Various accounts of events at the time (in the late 1980s) indicate that Jesus Christ of Dzorwulu was so popular that his church premises was almost always filled with expectant congregants, mostly women with cups to buy and drink his urine.
The downfall of Jesus Christ of Dzorwulu
Two factors have been ascribed as the causes of the end of the pastor. The first one, was the wokeness of the members of the church who had realized that they had been brainwashed and that the charm of the pastor was not working.
Reports say that some members of the church nearly lynched him one morning.
The other factor was the state crackdown on some religious institutions in June 1989.
The AFP reported at the time that the state broadcaster announced that two small sects, Nyame Sunkwa and Jesus Christ of Dzorwulu, were banned by the Rawlings administration.
The Provisional National Defence Council, PNDC, administration at the time had placed a ban on multinational churches - the Church of Jesus Christ of Latter-day Saints and Jehovah's Witnesses.
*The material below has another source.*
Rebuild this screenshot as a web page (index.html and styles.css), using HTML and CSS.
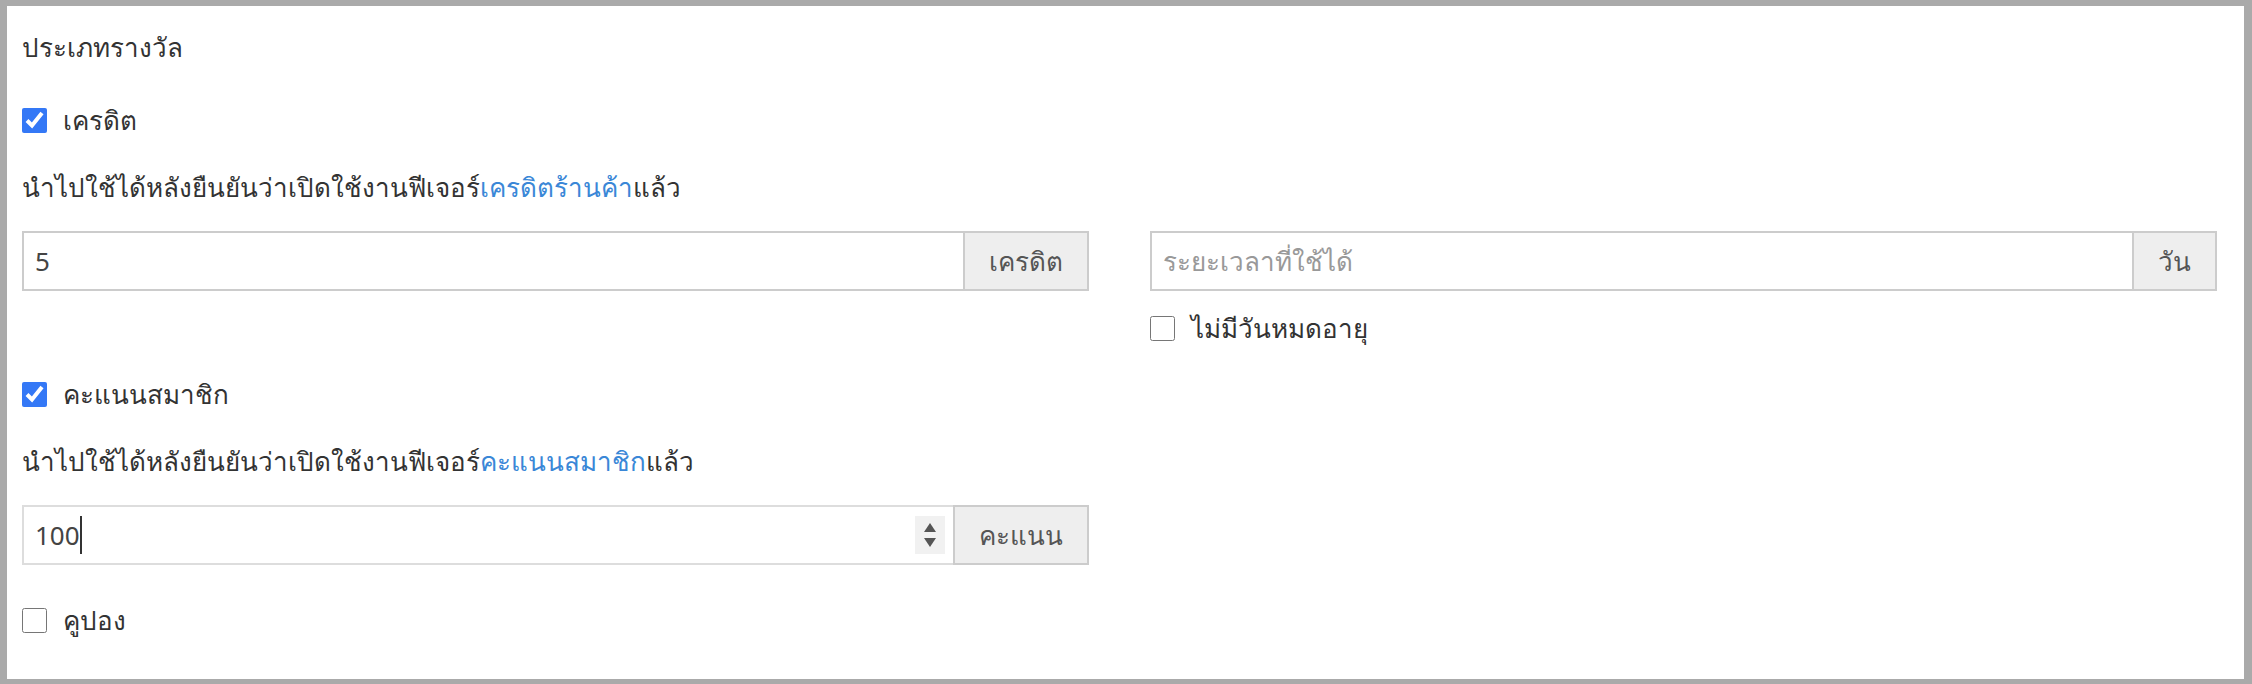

The statement of the banning of the two churches as announced by the state broadcaster read: "Despite repeated warnings, the two sects have continued to conduct themselves in a manner which not only undermines the sovereignty of Ghana but is also not conducive to public order."
The announcement gave no specific details of foreigners' political intervention but said the government had canceled residence permits for foreign missionaries and other workers, as well as ordering churches closed.”